[start SOURCE MATERIAL]

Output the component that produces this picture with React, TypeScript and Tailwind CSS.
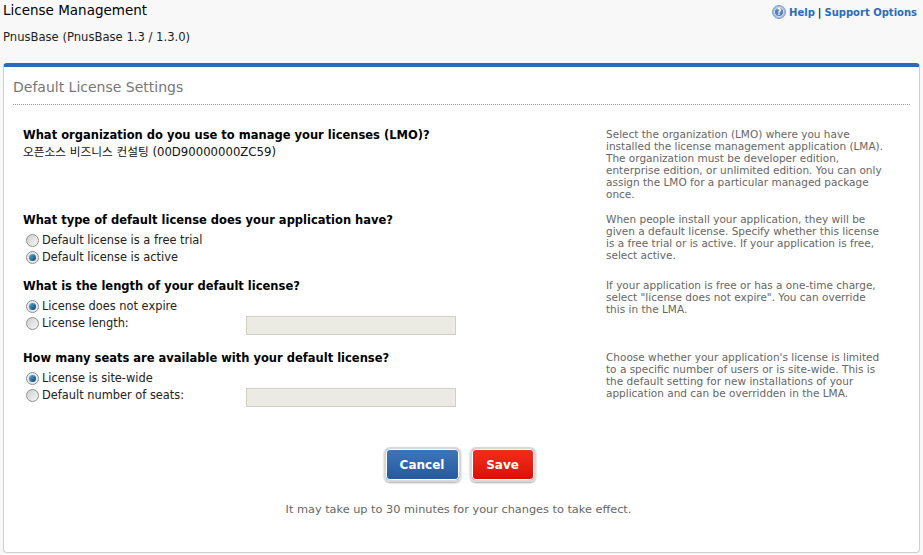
import React from "react";

const font = "font-['DejaVu_Sans','Noto_Sans_CJK_KR',sans-serif]";

function Radio({ checked }: { checked?: boolean }) {
  return (
    <span
      className={`inline-flex h-[13px] w-[13px] shrink-0 items-center justify-center rounded-full border border-[#8e8f8f] ${
        checked ? "bg-[#e8e8e8]" : "bg-gradient-to-br from-[#cfd0d0] to-[#f6f6f6]"
      }`}
    >
      {checked && (
        <span className="h-[7px] w-[7px] rounded-full bg-gradient-to-br from-[#5fb0dc] to-[#06426e]" />
      )}
    </span>
  );
}

function Option({ label, checked, input }: { label: string; checked?: boolean; input?: boolean }) {
  return (
    <div className="flex h-[17px] items-center text-[11.4px] text-[#222]">
      <span className="ml-[3px] mr-[3px] flex">
        <Radio checked={checked} />
      </span>
      <span className="w-[204px] whitespace-nowrap">{label}</span>
      {input && <div className="-mb-[3px] h-[19px] w-[210px] border border-[#cfcfc8] bg-[#ebebe4]" />}
    </div>
  );
}

function Row({
  title,
  help,
  height,
  children,
}: {
  title: string;
  help: string[];
  height: string;
  children: React.ReactNode;
}) {
  return (
    <div className={`flex ${height}`}>
      <div className="w-[583px]">
        <div className="mb-[4px] text-[11.5px] leading-[16px] font-bold text-black">{title}</div>
        {children}
      </div>
      <div className="pt-[1px] text-[10.5px] leading-[12px] text-[#666]">
        {help.map((line) => (
          <div key={line} className="whitespace-nowrap">{line}</div>
        ))}
      </div>
    </div>
  );
}

export default function App() {
  return (
    <div className={`${font} h-[555px] w-[923px] overflow-hidden bg-[#f8f8f8]`}>
      <header className="flex h-[63px] justify-between px-[3px]">
        <div>
          <h1 className="pt-[2px] text-[13.5px] leading-[17px] text-black">License Management</h1>
          <p className="mt-[11px] text-[11.6px] leading-[14px] text-[#222]">PnusBase (PnusBase 1.3 / 1.3.0)</p>
        </div>
        <div className="flex h-[24px] items-center pr-[3px] text-[10px] font-bold text-[#2a6cbb]">
          <svg width="14" height="14" viewBox="0 0 14 14" className="mr-[3px]">
            <circle cx="7" cy="7" r="6.5" fill="#a3bfe0" stroke="#7f9fca" />
            <circle cx="7" cy="7" r="4.6" fill="#5582bd" stroke="#d4e1f0" />
            <text x="7" y="10" textAnchor="middle" fontSize="8" fontWeight="700" fill="#fff">?</text>
          </svg>
          <span>Help</span>
          <span className="mx-[3px] text-[#222]">|</span>
          <span>Support Options</span>
        </div>
      </header>
      <main className="mx-[3px] h-[490px] w-[917px] rounded-[4px] border border-t-4 border-[#cfcfcf] border-t-[#2a6cbb] bg-white">
        <div className="mx-[9px] border-b border-dotted border-[#999] pt-[11px] pb-[7px] text-[14px] leading-[19px] text-[#777]">
          Default License Settings
        </div>
        <div className="pt-[22px] pl-[19px]">
          <Row
            title="What organization do you use to manage your licenses (LMO)?"
            height="h-[85px]"
            help={[
              "Select the organization (LMO) where you have",
              "installed the license management application (LMA).",
              "The organization must be developer edition,",
              "enterprise edition, or unlimited edition. You can only",
              "assign the LMO for a particular managed package",
              "once.",
            ]}
          >
            <div className="-mt-[2px] text-[11.7px] leading-[15px] text-[#111]">오픈소스 비즈니스 컨설팅 (00D90000000ZC59)</div>
          </Row>
          <Row
            title="What type of default license does your application have?"
            height="h-[66px]"
            help={[
              "When people install your application, they will be",
              "given a default license. Specify whether this license",
              "is a free trial or is active. If your application is free,",
              "select active.",
            ]}
          >
            <Option label="Default license is a free trial" />
            <Option label="Default license is active" checked />
          </Row>
          <Row
            title="What is the length of your default license?"
            height="h-[72px]"
            help={[
              "If your application is free or has a one-time charge,",
              'select "license does not expire". You can override',
              "this in the LMA.",
            ]}
          >
            <Option label="License does not expire" checked />
            <Option label="License length:" input />
          </Row>
          <Row
            title="How many seats are available with your default license?"
            height="h-[97px]"
            help={[
              "Choose whether your application's license is limited",
              "to a specific number of users or is site-wide. This is",
              "the default setting for new installations of your",
              "application and can be overridden in the LMA.",
            ]}
          >
            <Option label="License is site-wide" checked />
            <Option label="Default number of seats:" input />
          </Row>
        </div>
        <div className="flex justify-center gap-[9px] pr-[4px]">
          <button className="h-[35px] w-[77px] rounded-[6px] border-2 border-[#d8d8d8] bg-gradient-to-b from-[#3f76bb] to-[#25589c] text-[12px] font-bold text-white shadow-[0_1px_2px_#aaa] ring-1 ring-white ring-inset">
            Cancel
          </button>
          <button className="h-[35px] w-[66px] rounded-[6px] border-2 border-[#d8d8d8] bg-gradient-to-b from-[#f32c1e] to-[#d90f00] text-[12px] font-bold text-white shadow-[0_1px_2px_#aaa] ring-1 ring-white ring-inset">
            Save
          </button>
        </div>
        <p className="mt-[21px] pr-[6px] text-center text-[11.3px] leading-[14px] text-[#666]">
          It may take up to 30 minutes for your changes to take effect.
        </p>
      </main>
    </div>
  );
}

[end SOURCE MATERIAL]

§ **TASK TO COMPLETE**
Return the listing above in full and without alteration, excluding its pictures.

§ **RESULT BELOW**
Output the component that produces this picture with React, TypeScript and Tailwind CSS.
import React from "react";

const font = "font-['DejaVu_Sans','Noto_Sans_CJK_KR',sans-serif]";

function Radio({ checked }: { checked?: boolean }) {
  return (
    <span
      className={`inline-flex h-[13px] w-[13px] shrink-0 items-center justify-center rounded-full border border-[#8e8f8f] ${
        checked ? "bg-[#e8e8e8]" : "bg-gradient-to-br from-[#cfd0d0] to-[#f6f6f6]"
      }`}
    >
      {checked && (
        <span className="h-[7px] w-[7px] rounded-full bg-gradient-to-br from-[#5fb0dc] to-[#06426e]" />
      )}
    </span>
  );
}

function Option({ label, checked, input }: { label: string; checked?: boolean; input?: boolean }) {
  return (
    <div className="flex h-[17px] items-center text-[11.4px] text-[#222]">
      <span className="ml-[3px] mr-[3px] flex">
        <Radio checked={checked} />
      </span>
      <span className="w-[204px] whitespace-nowrap">{label}</span>
      {input && <div className="-mb-[3px] h-[19px] w-[210px] border border-[#cfcfc8] bg-[#ebebe4]" />}
    </div>
  );
}

function Row({
  title,
  help,
  height,
  children,
}: {
  title: string;
  help: string[];
  height: string;
  children: React.ReactNode;
}) {
  return (
    <div className={`flex ${height}`}>
      <div className="w-[583px]">
        <div className="mb-[4px] text-[11.5px] leading-[16px] font-bold text-black">{title}</div>
        {children}
      </div>
      <div className="pt-[1px] text-[10.5px] leading-[12px] text-[#666]">
        {help.map((line) => (
          <div key={line} className="whitespace-nowrap">{line}</div>
        ))}
      </div>
    </div>
  );
}

export default function App() {
  return (
    <div className={`${font} h-[555px] w-[923px] overflow-hidden bg-[#f8f8f8]`}>
      <header className="flex h-[63px] justify-between px-[3px]">
        <div>
          <h1 className="pt-[2px] text-[13.5px] leading-[17px] text-black">License Management</h1>
          <p className="mt-[11px] text-[11.6px] leading-[14px] text-[#222]">PnusBase (PnusBase 1.3 / 1.3.0)</p>
        </div>
        <div className="flex h-[24px] items-center pr-[3px] text-[10px] font-bold text-[#2a6cbb]">
          <svg width="14" height="14" viewBox="0 0 14 14" className="mr-[3px]">
            <circle cx="7" cy="7" r="6.5" fill="#a3bfe0" stroke="#7f9fca" />
            <circle cx="7" cy="7" r="4.6" fill="#5582bd" stroke="#d4e1f0" />
            <text x="7" y="10" textAnchor="middle" fontSize="8" fontWeight="700" fill="#fff">?</text>
          </svg>
          <span>Help</span>
          <span className="mx-[3px] text-[#222]">|</span>
          <span>Support Options</span>
        </div>
      </header>
      <main className="mx-[3px] h-[490px] w-[917px] rounded-[4px] border border-t-4 border-[#cfcfcf] border-t-[#2a6cbb] bg-white">
        <div className="mx-[9px] border-b border-dotted border-[#999] pt-[11px] pb-[7px] text-[14px] leading-[19px] text-[#777]">
          Default License Settings
        </div>
        <div className="pt-[22px] pl-[19px]">
          <Row
            title="What organization do you use to manage your licenses (LMO)?"
            height="h-[85px]"
            help={[
              "Select the organization (LMO) where you have",
              "installed the license management application (LMA).",
              "The organization must be developer edition,",
              "enterprise edition, or unlimited edition. You can only",
              "assign the LMO for a particular managed package",
              "once.",
            ]}
          >
            <div className="-mt-[2px] text-[11.7px] leading-[15px] text-[#111]">오픈소스 비즈니스 컨설팅 (00D90000000ZC59)</div>
          </Row>
          <Row
            title="What type of default license does your application have?"
            height="h-[66px]"
            help={[
              "When people install your application, they will be",
              "given a default license. Specify whether this license",
              "is a free trial or is active. If your application is free,",
              "select active.",
            ]}
          >
            <Option label="Default license is a free trial" />
            <Option label="Default license is active" checked />
          </Row>
          <Row
            title="What is the length of your default license?"
            height="h-[72px]"
            help={[
              "If your application is free or has a one-time charge,",
              'select "license does not expire". You can override',
              "this in the LMA.",
            ]}
          >
            <Option label="License does not expire" checked />
            <Option label="License length:" input />
          </Row>
          <Row
            title="How many seats are available with your default license?"
            height="h-[97px]"
            help={[
              "Choose whether your application's license is limited",
              "to a specific number of users or is site-wide. This is",
              "the default setting for new installations of your",
              "application and can be overridden in the LMA.",
            ]}
          >
            <Option label="License is site-wide" checked />
            <Option label="Default number of seats:" input />
          </Row>
        </div>
        <div className="flex justify-center gap-[9px] pr-[4px]">
          <button className="h-[35px] w-[77px] rounded-[6px] border-2 border-[#d8d8d8] bg-gradient-to-b from-[#3f76bb] to-[#25589c] text-[12px] font-bold text-white shadow-[0_1px_2px_#aaa] ring-1 ring-white ring-inset">
            Cancel
          </button>
          <button className="h-[35px] w-[66px] rounded-[6px] border-2 border-[#d8d8d8] bg-gradient-to-b from-[#f32c1e] to-[#d90f00] text-[12px] font-bold text-white shadow-[0_1px_2px_#aaa] ring-1 ring-white ring-inset">
            Save
          </button>
        </div>
        <p className="mt-[21px] pr-[6px] text-center text-[11.3px] leading-[14px] text-[#666]">
          It may take up to 30 minutes for your changes to take effect.
        </p>
      </main>
    </div>
  );
}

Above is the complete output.